Battle That Marked The Only Time A Military Submarine Sunk Another Military Submarine

Last updated September 24, 2022

In February 1945, a Royal Navy submarine destroyed a German Type IX U-boat, U-864, off Norway. It was the first and last time a submarine was able to take out an enemy submarine while submerged.

Secret Mission

Near the end of the war, Ralf-Reimar Wolfram and his U-864 took part in a secret mission smuggling jet engine parts, schematics, mercury, engineers, and advisors into Japan. Operation Caesar was tasked with getting the cargo there without the Allied ships seeing them.

The idea was that if Germany failed in their war efforts, the Japanese could use the technology to keep moving forward, buying time for Germany to get back into the game.

The U-864 headed to Norway in December 1944 to get a new snorkel before it left for its mission. However, it did not go as planned, and the mission was pushed back until January 1945.

But, there was another hiccup that the German Navy did not know about. The Allied forces cracked the Enigma code and knew about Operation Caesar. But, in response, they had already bombed a few of the submarine pens.

Tracking The Enemy Sub

U-864 was able to get away without the Allied warships seeing it. However, the Royal Navy did not want the sub to reach its destination. Therefore, the HMS Venturer was tasked with finding and killing the U-864 before it got into open waters.

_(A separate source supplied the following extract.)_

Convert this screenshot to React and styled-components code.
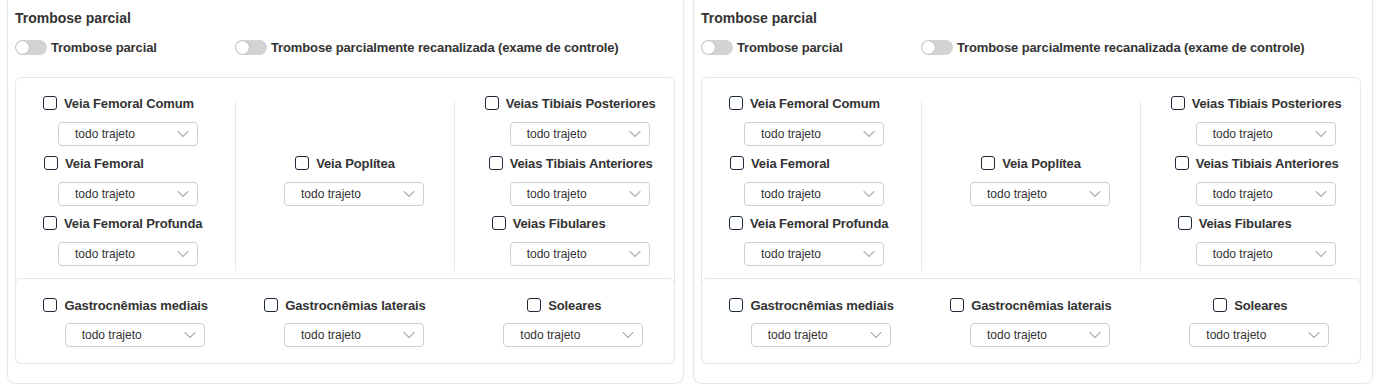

Lt. Jimmy Launders was the commander of the Venturer. He was a couple of days from the last known position of the U-864 when the sub unknowingly gave away its position.

Wolfram had just ordered the sub to go back to port because its engine was making noise, and he did not want to give away their position. But, Launders already knew where they were.

Direct Hit

Using sonar would have given away Launder's edge, so he used a hydrophone to follow them. Launders tracked the U-864 for a while before he launched four torpedos. Wolfram's crew did not know they were under attack until their hydrophone operators picked up the sound of the incoming torpedos.

Wolfram attempted evasive maneuvers and sped up, but it was too late. One out of four torpedoes was a direct hit. The torpedo cracked the pressure hull.

The sub sank to the bottom of the ocean carrying its crew with her. To this day, the Venturer is the only submarine to take out a fellow submarine.